The logic in the argument that cattle rearing, like fish farming, architecture and tailoring, is a private business and should not attract public funding is unassailable. But even if you step away from that logical fortress, puzzles still liter your path. Cattle rearing is not native to the states where these pogroms are taking place or have taken place. It has greater roots and history in Sokoto, Kano, Jigawa, Katsina and Borno – major Moslem states. So why are we not having these “clashes” in these states? Why do Fulani herdsmen not drive their cattle into the farmlands in these key Moslem states? Why are they no “clashes” between Fulani herdsmen and Fulani farmers in these states? The reason is simply because where faith is shared, guns are not fired and rights are not violated. Which puts a religious coloring on these pogroms.

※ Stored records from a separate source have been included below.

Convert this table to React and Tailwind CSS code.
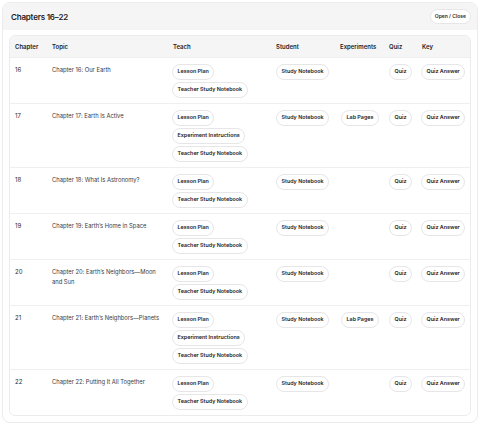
const rows = [
  { n: "16", topic: "Chapter 16: Our Earth", teach: ["Lesson Plan", "Teacher Study Notebook"], lab: false },
  { n: "17", topic: "Chapter 17: Earth Is Active", teach: ["Lesson Plan", "Experiment Instructions", "Teacher Study Notebook"], lab: true },
  { n: "18", topic: "Chapter 18: What Is Astronomy?", teach: ["Lesson Plan", "Teacher Study Notebook"], lab: false },
  { n: "19", topic: "Chapter 19: Earth’s Home in Space", teach: ["Lesson Plan", "Teacher Study Notebook"], lab: false },
  { n: "20", topic: "Chapter 20: Earth’s Neighbors—Moon and Sun", teach: ["Lesson Plan", "Teacher Study Notebook"], lab: false },
  { n: "21", topic: "Chapter 21: Earth’s Neighbors—Planets", teach: ["Lesson Plan", "Experiment Instructions", "Teacher Study Notebook"], lab: true },
  { n: "22", topic: "Chapter 22: Putting It All Together", teach: ["Lesson Plan", "Teacher Study Notebook"], lab: false },
];

const cols = "grid grid-cols-[37px_121px_103px_64px_49px_33px_55px]";

function Pill({ children }) {
  return (
    <span className="inline-flex h-4 items-center rounded-full border border-[#e6e6e8] bg-white px-[4.5px] text-[5.4px] font-semibold leading-none text-[#1c1c1f] whitespace-nowrap">
      {children}
    </span>
  );
}

export default function App() {
  return (
    <div className="bg-white p-[2px] font-['Inter',sans-serif] text-[#1c1c1f]">
      <div className="overflow-hidden rounded-lg border border-[#ececee] bg-white">
        {/* header bar */}
        <div className="flex h-[27px] items-center justify-between bg-[#f5f5f6] pl-[8px] pr-[6px]">
          <h2 className="text-[8px] font-semibold tracking-tight">Chapters 16–22</h2>
          <button className="flex h-[15px] items-center rounded-full border border-[#e6e6e8] bg-white px-[4px] text-[5px] font-semibold text-[#2a2a2e]">
            Open / Close
          </button>
        </div>

        <div className="px-[6px] pb-[6px] pt-[5px]">
          <div className="overflow-hidden rounded-md border border-[#ececee]">
            <div className={`${cols} h-[21px] items-center bg-[#f5f5f6] text-[6px] font-semibold`}>
              <div className="pl-[5px]">Chapter</div>
              <div className="pl-[5px]">Topic</div>
              <div className="pl-[5px]">Teach</div>
              <div className="pl-[5px]">Student</div>
              <div className="pl-[5px]">Experiments</div>
              <div className="pl-[5px]">Quiz</div>
              <div className="pl-[5px]">Key</div>
            </div>
            {rows.map((r) => (
              <div key={r.n} className={`${cols} border-t border-[#efeff1] pb-[5px] pt-[6px] text-[6px]`}>
                <div className="pl-[5px] pt-[1px] leading-[10px] text-[#2a2a2e]">{r.n}</div>
                <div className="pl-[5px] pr-[2px] pt-[1px] text-[5.8px] leading-[10px] text-[#3a3a40]">{r.topic}</div>
                <div className="flex flex-col items-start gap-[2px] pl-[4px]">
                  {r.teach.map((t) => (
                    <Pill key={t}>{t}</Pill>
                  ))}
                </div>
                <div className="pl-[5px]">
                  <Pill>Study Notebook</Pill>
                </div>
                <div className="pl-[6px]">{r.lab && <Pill>Lab Pages</Pill>}</div>
                <div className="pl-[5px]">
                  <Pill>Quiz</Pill>
                </div>
                <div className="pl-[4px]">
                  <Pill>Quiz Answer</Pill>
                </div>
              </div>
            ))}
          </div>
        </div>
      </div>
    </div>
  );
}
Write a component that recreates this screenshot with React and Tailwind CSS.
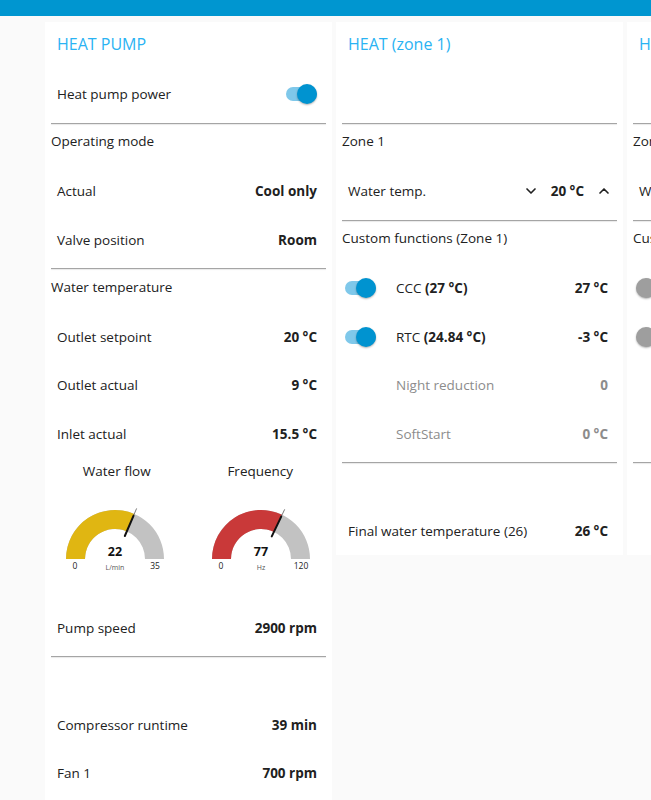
import React from 'react';
import { ChevronDown, ChevronUp } from 'lucide-react';

const font = { fontFamily: '"Open Sans", "Noto Sans", sans-serif' };

function Toggle({ on = true }) {
  return (
    <div className="relative w-[31px] h-5 flex items-center shrink-0">
      <div className={`h-3.5 w-full rounded-full ${on ? 'bg-[#7fc8ea]' : 'bg-[#ececec]'}`}></div>
      <div
        className={`absolute top-0 size-5 rounded-full shadow-[0_1px_2px_rgba(0,0,0,0.3)] ${on ? 'right-0 bg-[#0093d0]' : 'left-0 bg-[#9e9e9e]'}`}
      ></div>
    </div>
  );
}

function Divider() {
  return <div className="mx-1.5 mt-1 h-px bg-[#a5a5a5] shadow-[0_1px_1px_rgba(0,0,0,0.1)]"></div>;
}

function SectionHeader({ children }) {
  return <div className="h-[35.5px] flex items-center px-1.5 text-[13.5px] text-[#212121] mb-2">{children}</div>;
}

function Row({ label, value, right }) {
  return (
    <div className="h-[48.5px] flex items-center justify-between pl-3 pr-[15px] text-[13.5px] text-[#212121]">
      <span>{label}</span>
      {right ? right : <span className="font-bold">{value}</span>}
    </div>
  );
}

function FuncRow({ toggle, label, bold, value, muted }) {
  return (
    <div className="h-[48.5px] flex items-center pl-[9px] pr-[15px] text-[13.5px]">
      {toggle ? <Toggle on={toggle === 'on'} /> : <div className="w-[31px] shrink-0"></div>}
      <span className={`ml-[20px] flex-1 ${muted ? 'text-[#8c8c8c]' : 'text-[#212121]'}`}>
        {label}
        {bold && <span className="font-bold"> {bold}</span>}
      </span>
      <span className={`font-bold ${muted ? 'text-[#8c8c8c]' : 'text-[#212121]'}`}>{value}</span>
    </div>
  );
}

function Gauge({ title, value, min, max, unit, color, shift }) {
  const cx = 60;
  const cy = 55;
  const R = 49;
  const r = 30;
  const f = (value - min) / (max - min);
  const t = Math.PI * (1 - f);
  const ox = cx + R * Math.cos(t);
  const oy = cy - R * Math.sin(t);
  const ix = cx + r * Math.cos(t);
  const iy = cy - r * Math.sin(t);
  const full = `M ${cx - R} ${cy} A ${R} ${R} 0 0 1 ${cx + R} ${cy} L ${cx + r} ${cy} A ${r} ${r} 0 0 0 ${cx - r} ${cy} Z`;
  const part = `M ${cx - R} ${cy} A ${R} ${R} 0 0 1 ${ox} ${oy} L ${ix} ${iy} A ${r} ${r} 0 0 0 ${cx - r} ${cy} Z`;
  const p = (rad) => [cx + rad * Math.cos(t), cy - rad * Math.sin(t)];
  const [n1x, n1y] = p(25);
  const [n2x, n2y] = p(47);
  const [n3x, n3y] = p(55);
  return (
    <div className="flex flex-col items-center pt-[3px]">
      <div className="leading-5 text-[13.5px] text-[#212121]">{title}</div>
      <svg width="120" height="75" viewBox="0 0 120 75" className={`mt-[23px] ${shift}`}>
        <path d={full} fill="#c2c2c2" />
        <path d={part} fill={color} />
        <line x1={n2x} y1={n2y} x2={n3x} y2={n3y} stroke="#555" strokeWidth="0.8" />
        <line x1={n1x} y1={n1y} x2={n2x} y2={n2y} stroke="#111" strokeWidth="2" strokeLinecap="round" />
        <text x={cx} y={cy - 3} textAnchor="middle" fontSize="12.5" fontWeight="700" fill="#111" style={font}>{value}</text>
        <text x={cx} y={cy + 11} textAnchor="middle" fontSize="7" fill="#555" style={font}>{unit}</text>
        <text x={cx - 40} y={cy + 10} textAnchor="middle" fontSize="8.5" fill="#222" style={font}>{min}</text>
        <text x={cx + 40} y={cy + 10} textAnchor="middle" fontSize="8.5" fill="#222" style={font}>{max}</text>
      </svg>
    </div>
  );
}

function CardTitle({ children }) {
  return <div className="h-11 flex items-center px-3 text-[16px] font-medium text-[#2ab3f3]">{children}</div>;
}

export default function App() {
  return (
    <div className="min-h-screen w-[651px] overflow-hidden bg-[#fafafa]" style={font}>
      <div className="h-4 bg-[#0096d0]"></div>
      <div className="flex gap-1 pl-[45px] pt-1.5 items-start">
        <div className="w-[287px] shrink-0 bg-white">
          <CardTitle>HEAT PUMP</CardTitle>
          <div className="mt-1">
            <Row label="Heat pump power" right={<Toggle on />} />
          </div>
          <Divider />
          <SectionHeader>Operating mode</SectionHeader>
          <Row label="Actual" value="Cool only" />
          <Row label="Valve position" value="Room" />
          <Divider />
          <SectionHeader>Water temperature</SectionHeader>
          <Row label="Outlet setpoint" value="20 °C" />
          <Row label="Outlet actual" value="9 °C" />
          <Row label="Inlet actual" value="15.5 °C" />
          <div className="h-[145.5px] grid grid-cols-2">
            <Gauge title="Water flow" value={22} min={0} max={35} unit="L/min" color="#e0b612" shift="-ml-1" />
            <Gauge title="Frequency" value={77} min={0} max={120} unit="Hz" color="#c93939" shift="ml-[2px]" />
          </div>
          <Row label="Pump speed" value="2900 rpm" />
          <Divider />
          <SectionHeader></SectionHeader>
          <Row label="Compressor runtime" value="39 min" />
          <Row label="Fan 1" value="700 rpm" />
          <div className="h-6"></div>
        </div>

        <div className="w-[287px] shrink-0 bg-white">
          <CardTitle>HEAT (zone 1)</CardTitle>
          <div className="mt-1 h-[48.5px]"></div>
          <Divider />
          <SectionHeader>Zone 1</SectionHeader>
          <Row
            label="Water temp."
            right={
              <div className="flex items-center text-[#212121]">
                <ChevronDown size={16} strokeWidth={2.5} />
                <span className="font-bold ml-3 mr-3">20 °C</span>
                <ChevronUp size={16} strokeWidth={2.5} className="-mr-1" />
              </div>
            }
          />
          <Divider />
          <SectionHeader>Custom functions (Zone 1)</SectionHeader>
          <FuncRow toggle="on" label="CCC" bold="(27 °C)" value="27 °C" />
          <FuncRow toggle="on" label="RTC" bold="(24.84 °C)" value="-3 °C" />
          <FuncRow muted label="Night reduction" value="0" />
          <FuncRow muted label="SoftStart" value="0 °C" />
          <Divider />
          <SectionHeader></SectionHeader>
          <Row label="Final water temperature (26)" value="26 °C" />
        </div>

        <div className="w-[287px] shrink-0 bg-white">
          <CardTitle>HEAT (zone 2)</CardTitle>
          <div className="mt-1 h-[48.5px]"></div>
          <Divider />
          <SectionHeader>Zone 2</SectionHeader>
          <Row
            label="Water temp."
            right={
              <div className="flex items-center text-[#212121]">
                <ChevronDown size={16} strokeWidth={2.5} />
                <span className="font-bold ml-3 mr-3">20 °C</span>
                <ChevronUp size={16} strokeWidth={2.5} className="-mr-1" />
              </div>
            }
          />
          <Divider />
          <SectionHeader>Custom functions (Zone 2)</SectionHeader>
          <FuncRow toggle="off" label="CCC" value="" />
          <FuncRow toggle="off" label="RTC" value="" />
          <div className="h-[97px]"></div>
          <Divider />
          <SectionHeader></SectionHeader>
          <div className="h-[48.5px]"></div>
        </div>
      </div>
    </div>
  );
}
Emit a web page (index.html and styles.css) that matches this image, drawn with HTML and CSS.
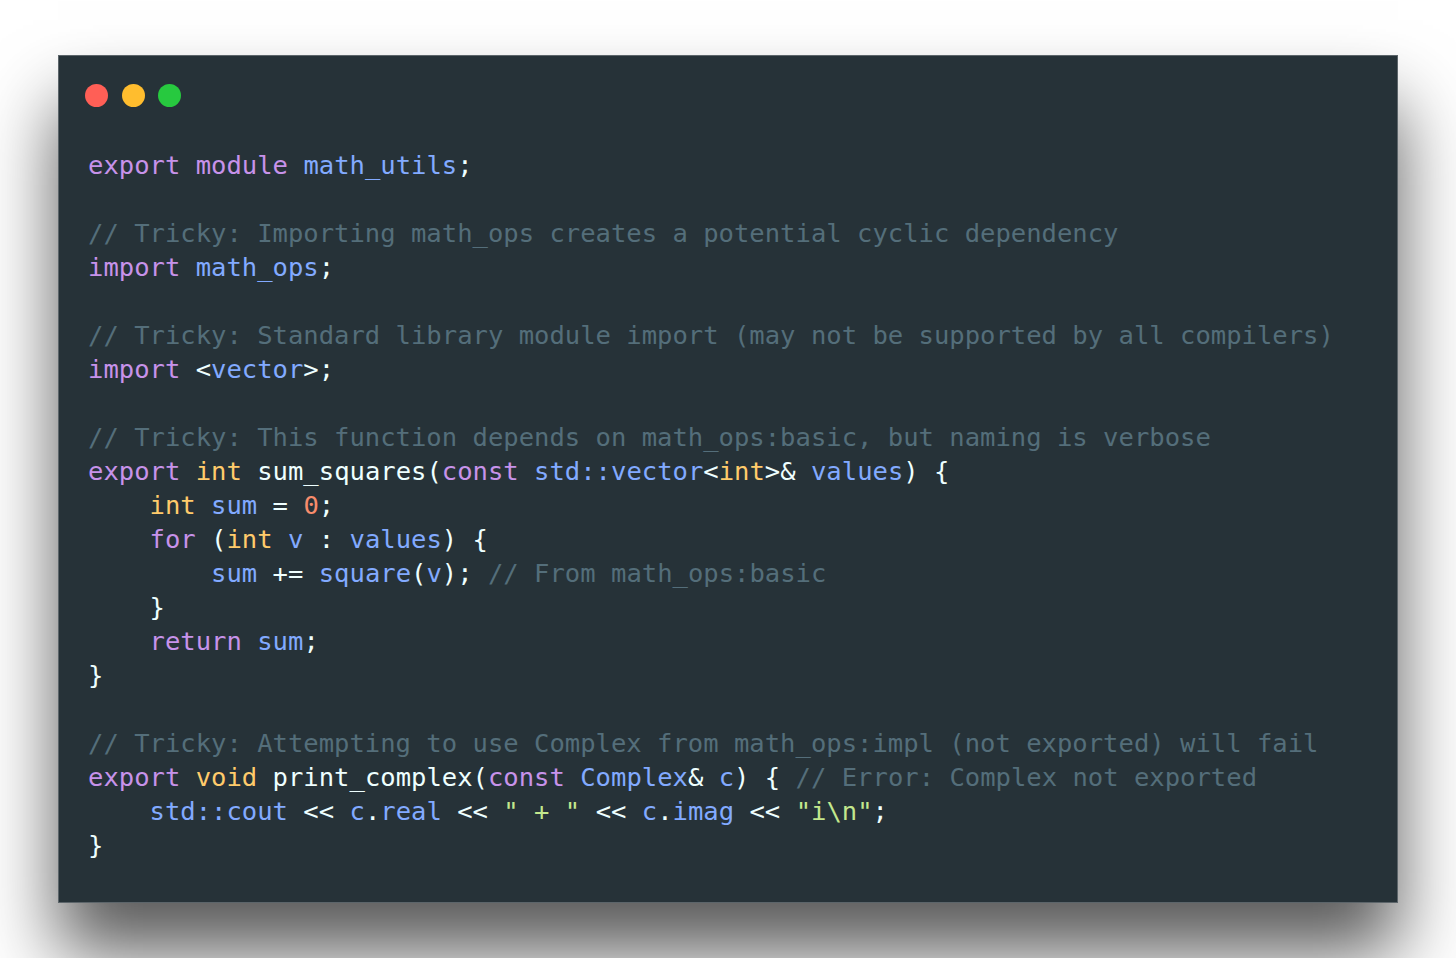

American President Donald Trump was, therefore, in order when he asked Buhari to stop the killing of Christians. Nearly all the farmers killed are Christians, yet we have Muslim farmers in the North who have never been attacked by the herdsmen and have never had any trespass on their farms by herdsmen.
The first step in finding a solution to this madness is to call it the way it is – a pogrom, NOT A CLASH. Labeling it right is desired to get the right global reaction. We should let the name and the shame prick the conscience of the world in the faith that the world still boasts of enough good women and men to rise up against another holocaust. We should tell the world the way it is in the hope that like Dr Martin Luther King Jr. was right when he said, “The arc of the moral universe is long, but it bends towards justice. Justice will not fail, though wickedness appears strong, and has on its side the armies and thrones of power…Justice will not fail and perish out from the world of men, nor will what is really wrong and contrary to God’s real law of justice continually endure.”
Ukpe is a media practitioner based in Uyo.